At the Health and Human Services Department, 86 percent of its IT budget last year paid for operations and maintenance. By 2014, that number would grow to 89 percent, under the president’s budget.

An October Government Accountability Office report found that agencies spend billions of dollars on legacy IT systems without understanding if those systems are meeting their needs.

GAO’s review of 75 major IT systems, totaling $4.6 billion in annual operations and maintenance costs, found that agencies had not properly examined the effectiveness of more than half of those legacy investments in terms of cost, schedule and performance goals, as required by the Office of Management and Budget.

“Until agencies more completely address their policy and performance shortcomings, there is increased risk that existing multibillion-dollar investments will continue to be funded although it is not fully known whether they meet their intended objectives,” the GAO report said.

With three-quarters of the federal IT budget tied up in maintaining existing IT systems, that could mean fewer dollars to reinvest in other initiatives — such as those pushed by OMB — that are expected to save agencies billions of dollars.

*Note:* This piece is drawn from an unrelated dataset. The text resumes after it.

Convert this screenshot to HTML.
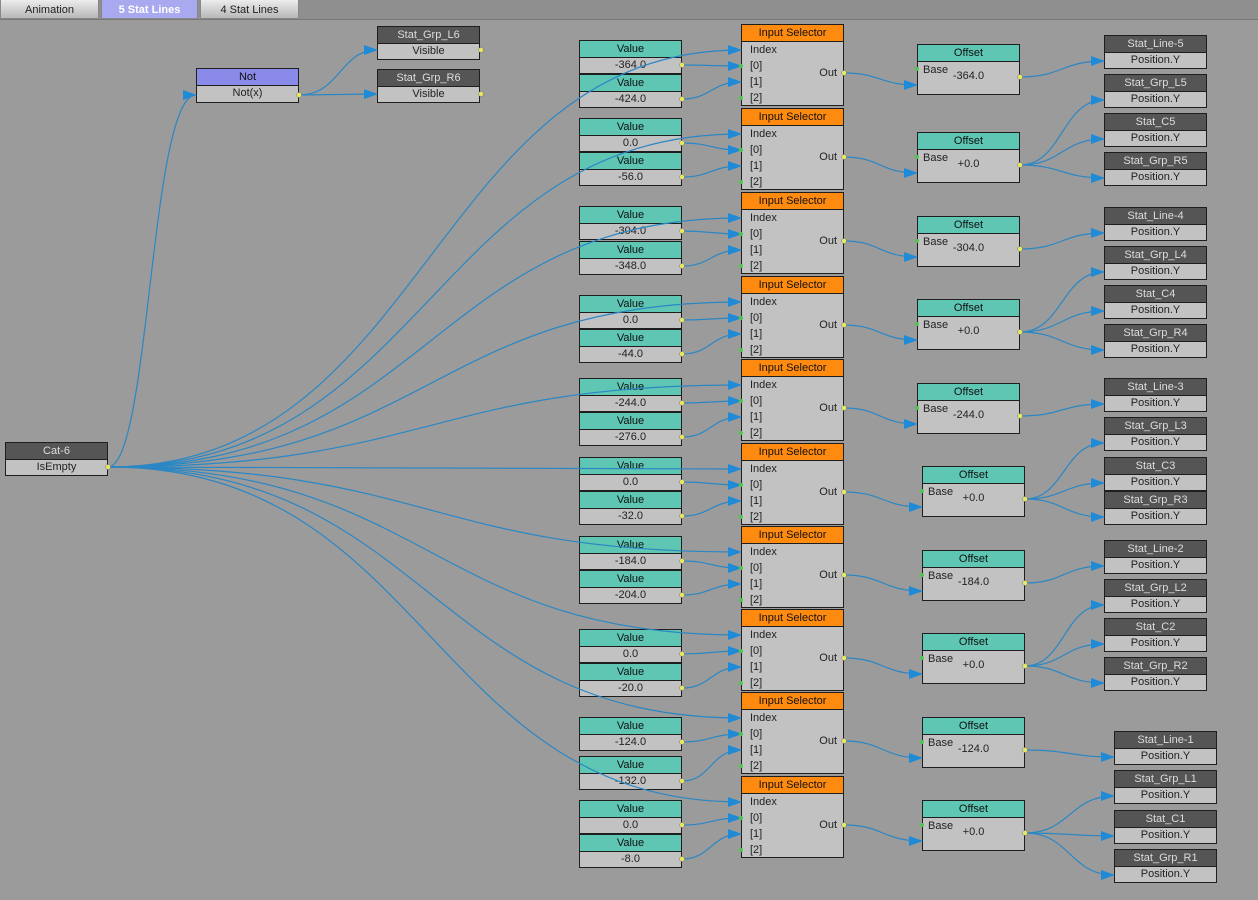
<!DOCTYPE html>
<html><head><meta charset="utf-8"><style>
body{margin:0;width:1258px;height:900px;overflow:hidden;background:#9b9b9b;font-family:"Liberation Sans",sans-serif;font-size:11px;position:relative}
.bar{position:absolute;left:0;top:0;width:1258px;height:19px;background:#8f8f8f;border-bottom:1px solid #777}
.tab{position:absolute;top:0;height:19px;line-height:20px;text-align:center;color:#222;background:linear-gradient(#ececec,#b8b8b8);border:1px solid #888;border-top:none;box-sizing:border-box;font-size:11px}
.tab.on{background:#a9a9ef;color:#fff;font-weight:bold}
.n{position:absolute;width:103px;border:1px solid #1e1e1e;box-sizing:border-box;background:#c2c2c2;color:#222;text-align:center}
.h{height:16px;line-height:16px;border-bottom:1px solid #1e1e1e}
.r{height:15px;line-height:15px}
.d .h{background:#555;color:#ddd}
.v .h{background:#5ec6b3;color:#111}
.v{height:34px}
.s .h{background:#ff8a10;color:#111}
.s{height:82px;text-align:left}
.s .r{padding-left:8px;height:16px;line-height:16px}
.s .o{position:absolute;right:6px;top:42px}
.of .h{background:#5ec6b3;color:#111}
.of{height:51px}
.of .b{position:absolute;left:5px;top:19px;text-align:left}
.of .val{position:absolute;left:0;right:0;top:25px}
.d{height:34px}
svg{position:absolute;left:0;top:0}
</style></head><body>
<div class="bar"></div>
<div class="tab" style="left:0;width:99px">Animation</div>
<div class="tab on" style="left:101px;width:97px">5 Stat Lines</div>
<div class="tab" style="left:200px;width:99px">4 Stat Lines</div>

<div class="n d" style="left:5px;top:442px"><div class="h">Cat-6</div><div class="r">IsEmpty</div></div>
<div class="n" style="left:196px;top:68px;height:35px"><div class="h" style="background:#8a8ae8;color:#111">Not</div><div class="r">Not(x)</div></div>
<div class="n d" style="left:377px;top:26px"><div class="h">Stat_Grp_L6</div><div class="r">Visible</div></div>
<div class="n d" style="left:377px;top:69px"><div class="h">Stat_Grp_R6</div><div class="r">Visible</div></div>

<!-- values -->
<div class="n v" style="left:579px;top:40px"><div class="h">Value</div><div class="r">-364.0</div></div>
<div class="n v" style="left:579px;top:74px"><div class="h">Value</div><div class="r">-424.0</div></div>
<div class="n v" style="left:579px;top:118px"><div class="h">Value</div><div class="r">0.0</div></div>
<div class="n v" style="left:579px;top:152px"><div class="h">Value</div><div class="r">-56.0</div></div>
<div class="n v" style="left:579px;top:206px"><div class="h">Value</div><div class="r">-304.0</div></div>
<div class="n v" style="left:579px;top:241px"><div class="h">Value</div><div class="r">-348.0</div></div>
<div class="n v" style="left:579px;top:295px"><div class="h">Value</div><div class="r">0.0</div></div>
<div class="n v" style="left:579px;top:329px"><div class="h">Value</div><div class="r">-44.0</div></div>
<div class="n v" style="left:579px;top:378px"><div class="h">Value</div><div class="r">-244.0</div></div>
<div class="n v" style="left:579px;top:412px"><div class="h">Value</div><div class="r">-276.0</div></div>
<div class="n v" style="left:579px;top:457px"><div class="h">Value</div><div class="r">0.0</div></div>
<div class="n v" style="left:579px;top:491px"><div class="h">Value</div><div class="r">-32.0</div></div>
<div class="n v" style="left:579px;top:536px"><div class="h">Value</div><div class="r">-184.0</div></div>
<div class="n v" style="left:579px;top:570px"><div class="h">Value</div><div class="r">-204.0</div></div>
<div class="n v" style="left:579px;top:629px"><div class="h">Value</div><div class="r">0.0</div></div>
<div class="n v" style="left:579px;top:663px"><div class="h">Value</div><div class="r">-20.0</div></div>
<div class="n v" style="left:579px;top:717px"><div class="h">Value</div><div class="r">-124.0</div></div>
<div class="n v" style="left:579px;top:756px"><div class="h">Value</div><div class="r">-132.0</div></div>
<div class="n v" style="left:579px;top:800px"><div class="h">Value</div><div class="r">0.0</div></div>
<div class="n v" style="left:579px;top:834px"><div class="h">Value</div><div class="r">-8.0</div></div>

<!-- selectors -->
<div class="n s" style="left:741px;top:24px"><div class="h" style="text-align:center">Input Selector</div><div class="r">Index</div><div class="r">[0]</div><div class="r">[1]</div><div class="r">[2]</div><span class="o">Out</span></div>
<div class="n s" style="left:741px;top:108px"><div class="h" style="text-align:center">Input Selector</div><div class="r">Index</div><div class="r">[0]</div><div class="r">[1]</div><div class="r">[2]</div><span class="o">Out</span></div>
<div class="n s" style="left:741px;top:192px"><div class="h" style="text-align:center">Input Selector</div><div class="r">Index</div><div class="r">[0]</div><div class="r">[1]</div><div class="r">[2]</div><span class="o">Out</span></div>
<div class="n s" style="left:741px;top:276px"><div class="h" style="text-align:center">Input Selector</div><div class="r">Index</div><div class="r">[0]</div><div class="r">[1]</div><div class="r">[2]</div><span class="o">Out</span></div>
<div class="n s" style="left:741px;top:359px"><div class="h" style="text-align:center">Input Selector</div><div class="r">Index</div><div class="r">[0]</div><div class="r">[1]</div><div class="r">[2]</div><span class="o">Out</span></div>
<div class="n s" style="left:741px;top:443px"><div class="h" style="text-align:center">Input Selector</div><div class="r">Index</div><div class="r">[0]</div><div class="r">[1]</div><div class="r">[2]</div><span class="o">Out</span></div>
<div class="n s" style="left:741px;top:526px"><div class="h" style="text-align:center">Input Selector</div><div class="r">Index</div><div class="r">[0]</div><div class="r">[1]</div><div class="r">[2]</div><span class="o">Out</span></div>
<div class="n s" style="left:741px;top:609px"><div class="h" style="text-align:center">Input Selector</div><div class="r">Index</div><div class="r">[0]</div><div class="r">[1]</div><div class="r">[2]</div><span class="o">Out</span></div>
<div class="n s" style="left:741px;top:692px"><div class="h" style="text-align:center">Input Selector</div><div class="r">Index</div><div class="r">[0]</div><div class="r">[1]</div><div class="r">[2]</div><span class="o">Out</span></div>
<div class="n s" style="left:741px;top:776px"><div class="h" style="text-align:center">Input Selector</div><div class="r">Index</div><div class="r">[0]</div><div class="r">[1]</div><div class="r">[2]</div><span class="o">Out</span></div>

<!-- offsets -->
<div class="n of" style="left:917px;top:44px"><div class="h">Offset</div><span class="b">Base</span><span class="val">-364.0</span></div>
<div class="n of" style="left:917px;top:132px"><div class="h">Offset</div><span class="b">Base</span><span class="val">+0.0</span></div>
<div class="n of" style="left:917px;top:216px"><div class="h">Offset</div><span class="b">Base</span><span class="val">-304.0</span></div>
<div class="n of" style="left:917px;top:299px"><div class="h">Offset</div><span class="b">Base</span><span class="val">+0.0</span></div>
<div class="n of" style="left:917px;top:383px"><div class="h">Offset</div><span class="b">Base</span><span class="val">-244.0</span></div>
<div class="n of" style="left:922px;top:466px"><div class="h">Offset</div><span class="b">Base</span><span class="val">+0.0</span></div>
<div class="n of" style="left:922px;top:550px"><div class="h">Offset</div><span class="b">Base</span><span class="val">-184.0</span></div>
<div class="n of" style="left:922px;top:633px"><div class="h">Offset</div><span class="b">Base</span><span class="val">+0.0</span></div>
<div class="n of" style="left:922px;top:717px"><div class="h">Offset</div><span class="b">Base</span><span class="val">-124.0</span></div>
<div class="n of" style="left:922px;top:800px"><div class="h">Offset</div><span class="b">Base</span><span class="val">+0.0</span></div>

<!-- outputs -->
<div class="n d" style="left:1104px;top:35px"><div class="h">Stat_Line-5</div><div class="r">Position.Y</div></div>
<div class="n d" style="left:1104px;top:74px"><div class="h">Stat_Grp_L5</div><div class="r">Position.Y</div></div>
<div class="n d" style="left:1104px;top:113px"><div class="h">Stat_C5</div><div class="r">Position.Y</div></div>
<div class="n d" style="left:1104px;top:152px"><div class="h">Stat_Grp_R5</div><div class="r">Position.Y</div></div>
<div class="n d" style="left:1104px;top:207px"><div class="h">Stat_Line-4</div><div class="r">Position.Y</div></div>
<div class="n d" style="left:1104px;top:246px"><div class="h">Stat_Grp_L4</div><div class="r">Position.Y</div></div>
<div class="n d" style="left:1104px;top:285px"><div class="h">Stat_C4</div><div class="r">Position.Y</div></div>
<div class="n d" style="left:1104px;top:324px"><div class="h">Stat_Grp_R4</div><div class="r">Position.Y</div></div>
<div class="n d" style="left:1104px;top:378px"><div class="h">Stat_Line-3</div><div class="r">Position.Y</div></div>
<div class="n d" style="left:1104px;top:417px"><div class="h">Stat_Grp_L3</div><div class="r">Position.Y</div></div>
<div class="n d" style="left:1104px;top:457px"><div class="h">Stat_C3</div><div class="r">Position.Y</div></div>
<div class="n d" style="left:1104px;top:491px"><div class="h">Stat_Grp_R3</div><div class="r">Position.Y</div></div>
<div class="n d" style="left:1104px;top:540px"><div class="h">Stat_Line-2</div><div class="r">Position.Y</div></div>
<div class="n d" style="left:1104px;top:579px"><div class="h">Stat_Grp_L2</div><div class="r">Position.Y</div></div>
<div class="n d" style="left:1104px;top:618px"><div class="h">Stat_C2</div><div class="r">Position.Y</div></div>
<div class="n d" style="left:1104px;top:657px"><div class="h">Stat_Grp_R2</div><div class="r">Position.Y</div></div>
<div class="n d" style="left:1114px;top:731px"><div class="h">Stat_Line-1</div><div class="r">Position.Y</div></div>
<div class="n d" style="left:1114px;top:770px"><div class="h">Stat_Grp_L1</div><div class="r">Position.Y</div></div>
<div class="n d" style="left:1114px;top:810px"><div class="h">Stat_C1</div><div class="r">Position.Y</div></div>
<div class="n d" style="left:1114px;top:849px"><div class="h">Stat_Grp_R1</div><div class="r">Position.Y</div></div>

<svg width="1258" height="900" viewBox="0 0 1258 900">
<defs><marker id="a" markerUnits="userSpaceOnUse" markerWidth="14" markerHeight="10" refX="13" refY="5" orient="auto"><path d="M0 0L14 5L0 10z" fill="#1f8ad6"/></marker></defs>
<g fill="none" stroke="#2b87c4" stroke-width="1.2" marker-end="url(#a)">
<path d="M108 467C150 467 150 95 196 95"/>
<path d="M108 467C430 467 430 50 741 50"/>
<path d="M108 467C430 467 430 134 741 134"/>
<path d="M108 467C430 467 430 218 741 218"/>
<path d="M108 467C430 467 430 302 741 302"/>
<path d="M108 467C430 467 430 385 741 385"/>
<path d="M108 467C430 467 430 469 741 469"/>
<path d="M108 467C430 467 430 552 741 552"/>
<path d="M108 467C430 467 430 635 741 635"/>
<path d="M108 467C430 467 430 718 741 718"/>
<path d="M108 467C430 467 430 802 741 802"/>
<path d="M299 95C340 95 340 50 377 50"/>
<path d="M299 95L377 94"/>
<path d="M682 65C711 65 711 66 741 66"/><path d="M682 99C711 99 711 82 741 82"/>
<path d="M682 143C711 143 711 150 741 150"/><path d="M682 177C711 177 711 166 741 166"/>
<path d="M682 231C711 231 711 234 741 234"/><path d="M682 266C711 266 711 250 741 250"/>
<path d="M682 320C711 320 711 318 741 318"/><path d="M682 354C711 354 711 334 741 334"/>
<path d="M682 403C711 403 711 401 741 401"/><path d="M682 437C711 437 711 417 741 417"/>
<path d="M682 482C711 482 711 485 741 485"/><path d="M682 516C711 516 711 501 741 501"/>
<path d="M682 561C711 561 711 568 741 568"/><path d="M682 595C711 595 711 584 741 584"/>
<path d="M682 654C711 654 711 651 741 651"/><path d="M682 688C711 688 711 667 741 667"/>
<path d="M682 742C711 742 711 734 741 734"/><path d="M682 781C711 781 711 750 741 750"/>
<path d="M682 825C711 825 711 818 741 818"/><path d="M682 859C711 859 711 834 741 834"/>
<path d="M844 73C880 73 880 85 917 85"/>
<path d="M844 157C880 157 880 173 917 173"/>
<path d="M844 241C880 241 880 257 917 257"/>
<path d="M844 325C880 325 880 340 917 340"/>
<path d="M844 408C880 408 880 424 917 424"/>
<path d="M844 492C883 492 883 507 922 507"/>
<path d="M844 575C883 575 883 591 922 591"/>
<path d="M844 658C883 658 883 674 922 674"/>
<path d="M844 741C883 741 883 758 922 758"/>
<path d="M844 825C883 825 883 841 922 841"/>
<path d="M1020 77C1062 77 1062 61 1104 61"/>
<path d="M1020 165C1062 165 1062 100 1104 100"/><path d="M1020 165C1062 165 1062 139 1104 139"/><path d="M1020 165C1062 165 1062 178 1104 178"/>
<path d="M1020 249C1062 249 1062 233 1104 233"/>
<path d="M1020 332C1062 332 1062 272 1104 272"/><path d="M1020 332C1062 332 1062 311 1104 311"/><path d="M1020 332C1062 332 1062 350 1104 350"/>
<path d="M1020 416C1062 416 1062 404 1104 404"/>
<path d="M1025 499C1064 499 1064 443 1104 443"/><path d="M1025 499C1064 499 1064 483 1104 483"/><path d="M1025 499C1064 499 1064 517 1104 517"/>
<path d="M1025 583C1064 583 1064 566 1104 566"/>
<path d="M1025 666C1064 666 1064 605 1104 605"/><path d="M1025 666C1064 666 1064 644 1104 644"/><path d="M1025 666C1064 666 1064 683 1104 683"/>
<path d="M1025 750C1070 750 1070 757 1114 757"/>
<path d="M1025 833C1070 833 1070 796 1114 796"/><path d="M1025 833C1070 833 1070 836 1114 836"/><path d="M1025 833C1070 833 1070 875 1114 875"/>
</g>
<g fill="#e8e860" stroke="#777" stroke-width="0.5">
<circle cx="108" cy="467" r="2.5"/><circle cx="299" cy="95" r="2.5"/><circle cx="481" cy="50" r="2.5"/><circle cx="481" cy="94" r="2.5"/>
<circle cx="682" cy="65" r="2.5"/><circle cx="682" cy="99" r="2.5"/><circle cx="682" cy="143" r="2.5"/><circle cx="682" cy="177" r="2.5"/>
<circle cx="682" cy="231" r="2.5"/><circle cx="682" cy="266" r="2.5"/><circle cx="682" cy="320" r="2.5"/><circle cx="682" cy="354" r="2.5"/>
<circle cx="682" cy="403" r="2.5"/><circle cx="682" cy="437" r="2.5"/><circle cx="682" cy="482" r="2.5"/><circle cx="682" cy="516" r="2.5"/>
<circle cx="682" cy="561" r="2.5"/><circle cx="682" cy="595" r="2.5"/><circle cx="682" cy="654" r="2.5"/><circle cx="682" cy="688" r="2.5"/>
<circle cx="682" cy="742" r="2.5"/><circle cx="682" cy="781" r="2.5"/><circle cx="682" cy="825" r="2.5"/><circle cx="682" cy="859" r="2.5"/>
<circle cx="844" cy="73" r="2.5"/><circle cx="844" cy="157" r="2.5"/><circle cx="844" cy="241" r="2.5"/><circle cx="844" cy="325" r="2.5"/><circle cx="844" cy="408" r="2.5"/>
<circle cx="844" cy="492" r="2.5"/><circle cx="844" cy="575" r="2.5"/><circle cx="844" cy="658" r="2.5"/><circle cx="844" cy="741" r="2.5"/><circle cx="844" cy="825" r="2.5"/>
<circle cx="1020" cy="77" r="2.5"/><circle cx="1020" cy="165" r="2.5"/><circle cx="1020" cy="249" r="2.5"/><circle cx="1020" cy="332" r="2.5"/><circle cx="1020" cy="416" r="2.5"/>
<circle cx="1025" cy="499" r="2.5"/><circle cx="1025" cy="583" r="2.5"/><circle cx="1025" cy="666" r="2.5"/><circle cx="1025" cy="750" r="2.5"/><circle cx="1025" cy="833" r="2.5"/>
</g>
<g fill="#4cc84c">
<circle cx="741" cy="66" r="2"/><circle cx="741" cy="98" r="2"/><circle cx="741" cy="150" r="2"/><circle cx="741" cy="182" r="2"/>
<circle cx="741" cy="234" r="2"/><circle cx="741" cy="266" r="2"/><circle cx="741" cy="318" r="2"/><circle cx="741" cy="350" r="2"/>
<circle cx="741" cy="401" r="2"/><circle cx="741" cy="433" r="2"/><circle cx="741" cy="485" r="2"/><circle cx="741" cy="517" r="2"/>
<circle cx="741" cy="568" r="2"/><circle cx="741" cy="600" r="2"/><circle cx="741" cy="651" r="2"/><circle cx="741" cy="683" r="2"/>
<circle cx="741" cy="734" r="2"/><circle cx="741" cy="766" r="2"/><circle cx="741" cy="818" r="2"/><circle cx="741" cy="850" r="2"/>
<circle cx="917" cy="69" r="2"/><circle cx="917" cy="157" r="2"/><circle cx="917" cy="241" r="2"/><circle cx="917" cy="324" r="2"/><circle cx="917" cy="408" r="2"/>
<circle cx="922" cy="491" r="2"/><circle cx="922" cy="575" r="2"/><circle cx="922" cy="658" r="2"/><circle cx="922" cy="742" r="2"/><circle cx="922" cy="825" r="2"/>
</g>
</svg>
</body></html>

Speaking at the federal budget presentation this month, chief information officers from the Health and Human Services, Homeland Security and Agriculture departments expressed concern over their growing operations and maintenance budgets.

“When you talk about the reinvest, that’s where we have to get that money from,” Robert Foster, deputy CIO at HHS, said of the agency’s operations and maintenance funding.

Part of the challenge, he added, is breaking down costs and understanding what IT contracts are in place and what assets can be consolidated.

At HHS, roughly 10 percent, or $811 million, of its proposed 2014 IT budget is dedicated for modernization and new initiatives. According to the IT Dashboard, that will go in part toward data analytic tools to minimize data inconsistency and redundancy at the Center for Medicare and Medicaid Services. HHS also plans to invest in a new system to collect health care quality data.

Giovanni Leusch-Carnaroli, a former associate CIO at the Transportation Department, said today’s budget pressures will challenge federal CIOs.

“It’s easier to justify a status-quo investment than to justify a new one,” said Leusch-Carnaroli, a consultant at Grant Thornton. “CIOs should work more closely with the [chief financial officers] and the business unit leadership to articulate how modernization can actually save money in the long run.”

With budgets for new investments on the decline, agencies may feel forced to find needed money from their operations and maintenance accounts if they can, he said.

“It’s not completely black and white,” Leusch-Carnaroli said. Some agencies may use operations and maintenance dollars to fund new and existing projects, or they may use most of their development and modernization funding for mission critical systems.